Episode Theme & Purpose
This episode dives deep into the turbulent period of early 1976, unraveling the backstory behind the Grateful Dead's divisive live album Steal Your Face and the financial and personal crises that shaped its legacy. Hosts Rich Mahan and Jesse Jarnow, with contributions from band associates and historians, deliver a captivating, sometimes absurd, and always revealing account of the band's near-collapse around the album's release—focusing on the downfall of manager Ron Rakow, his confrontation with the Hell’s Angels, and the creative subplots involving Mickey Hart and Phil Lesh’s side projects.
Tone & Style:
The episode is steeped in trademark Deadcast wryness—irreverent, detail-rich, and unflinching about the band’s dysfunctional but creative family. The stories are often wild, full of self-deprecation, and colored by the participants’ honest, sometimes contradictory, and always colorful memories.

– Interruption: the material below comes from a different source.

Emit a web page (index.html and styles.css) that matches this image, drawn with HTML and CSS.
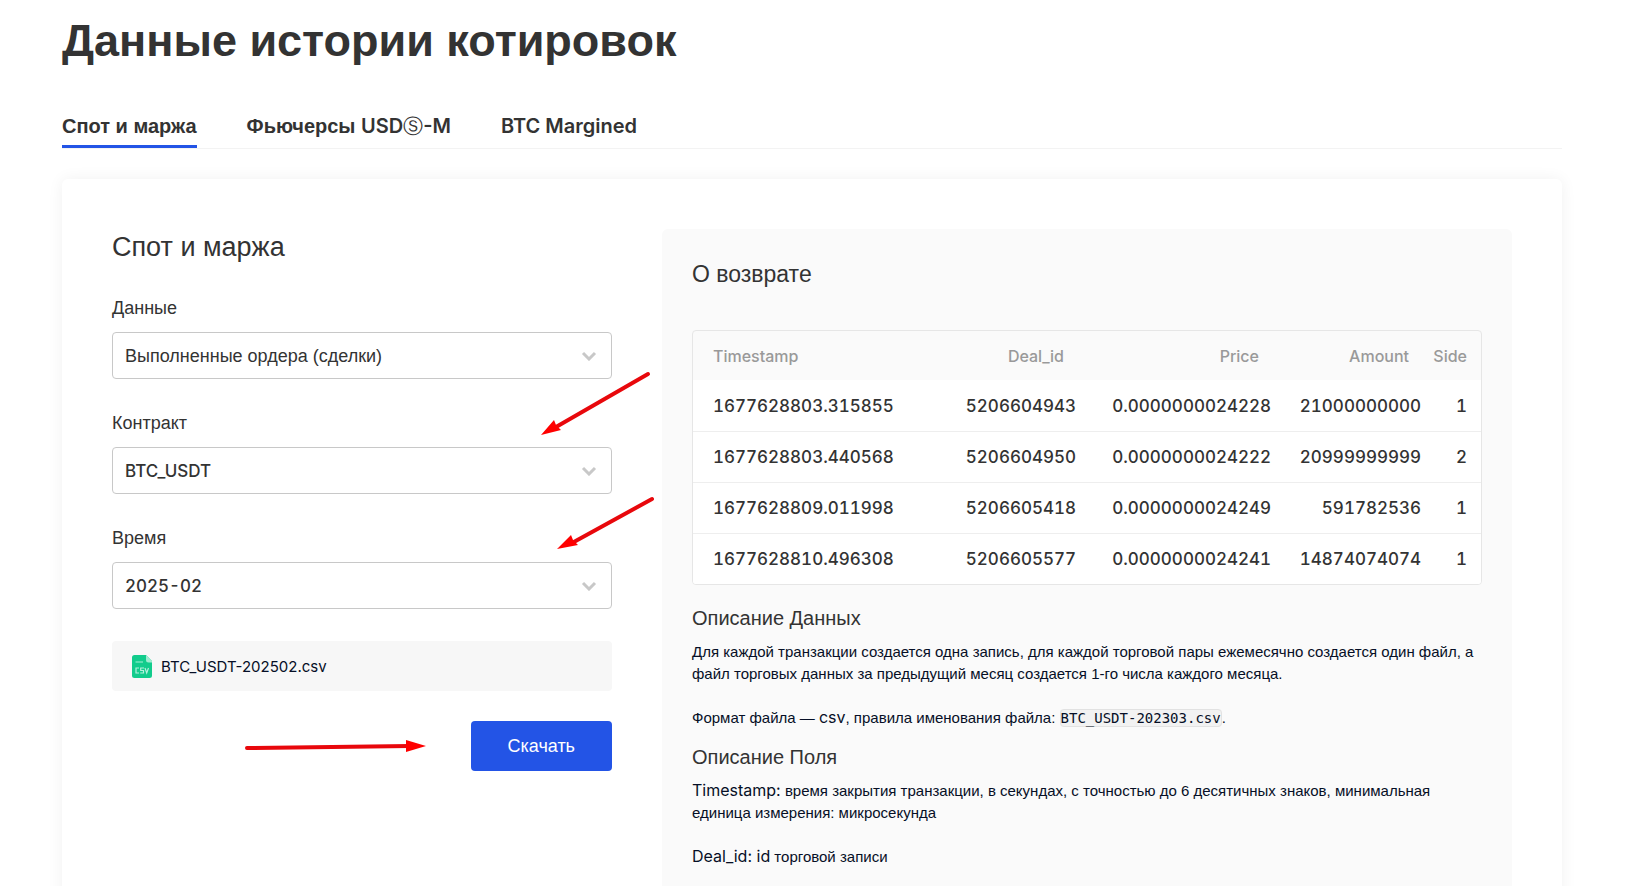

A legendary chapter in Dead lore, this episode captures the surreal, high-stakes drama behind Steal Your Face—from financial brinkmanship to trials by outlaw motorcycle clubs, shattered business dreams, and the unwavering solace of music itself. For Deadheads and curious newcomers alike, it’s a riveting glimpse into the chaos and resilience that defines both band and myth.